DLP splicing, also known as DLP rear projection splicing system, is based on digital light processing technology. It uses a Digital Micromirror Device (DMD) to manipulate light signals and project images onto a screen. The process involves a cold light source, condensing lens, color wheel, and projection lens. DLP screens can be spliced together to create ultra-large displays with high resolution. For example, a 3x2 DLP wall can achieve a resolution of 1024*3 by 768*2. Despite its benefits, DLP systems suffer from issues like uneven brightness, high power consumption, and bulky design, which limit their use in certain environments.

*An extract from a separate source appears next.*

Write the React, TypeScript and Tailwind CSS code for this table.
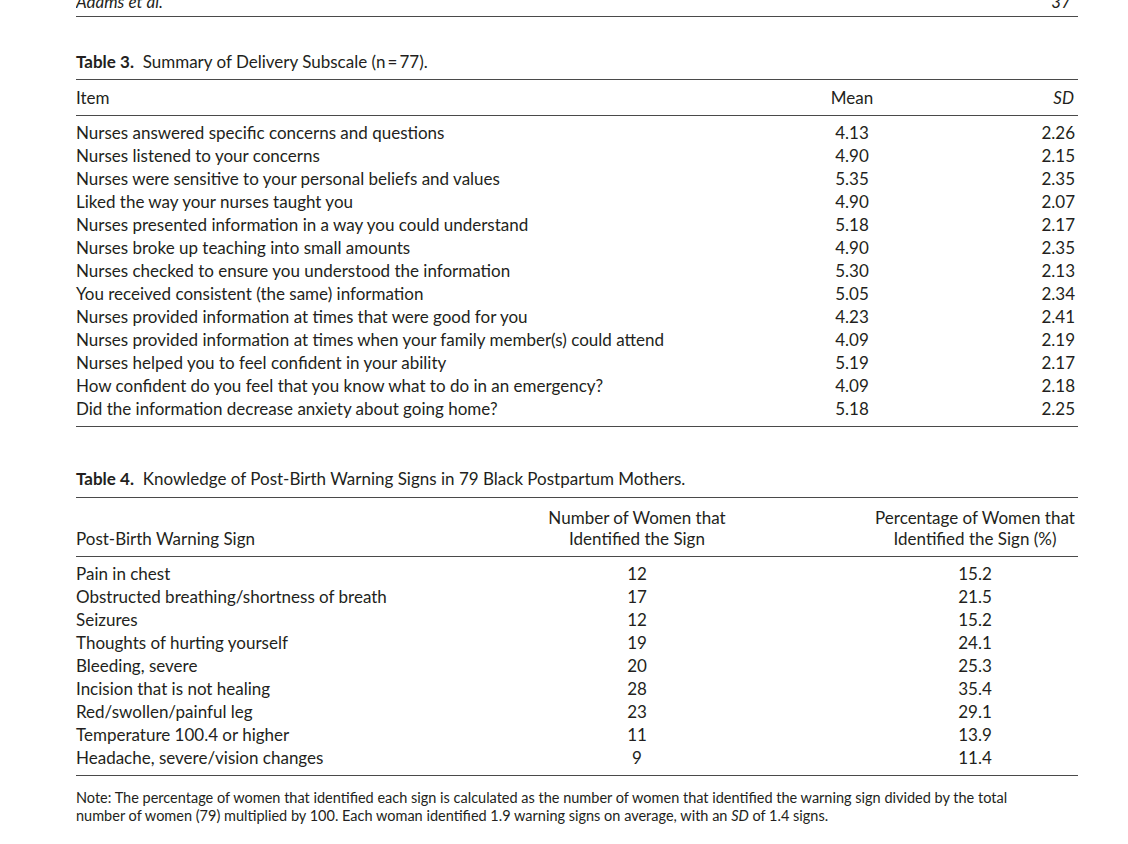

PDP splicing, or plasma splicing, works by using gas discharge to generate light. Each pixel on the screen corresponds to a small plasma cell, and when voltage is applied, the gas inside emits ultraviolet light, which excites phosphors to produce visible colors. PDPs offer excellent image quality, wide viewing angles, and no flicker. However, they have drawbacks such as shorter lifespan, higher power consumption, and susceptibility to screen burn-in when displaying static images for extended periods.
LCD splicing has become a popular alternative due to its low power consumption, lightweight design, and long operational life. Unlike DLP and PDP, LCDs cannot achieve seamless splicing, but recent advancements like narrow-bezel and ultra-narrow designs have significantly reduced visible seams. Samsung’s DID (Display for Information Display) panels, for instance, are specifically designed for splicing applications, offering smaller bezels and better image continuity.
Each technology has its own strengths and limitations. While DLP provides high-resolution visuals, PDP delivers vivid colors, and LCDs offer energy efficiency and reliability. Choosing the right splicing solution depends on specific application needs, budget, and environmental factors. As technology continues to evolve, future developments may further enhance the performance and versatility of large-screen display systems.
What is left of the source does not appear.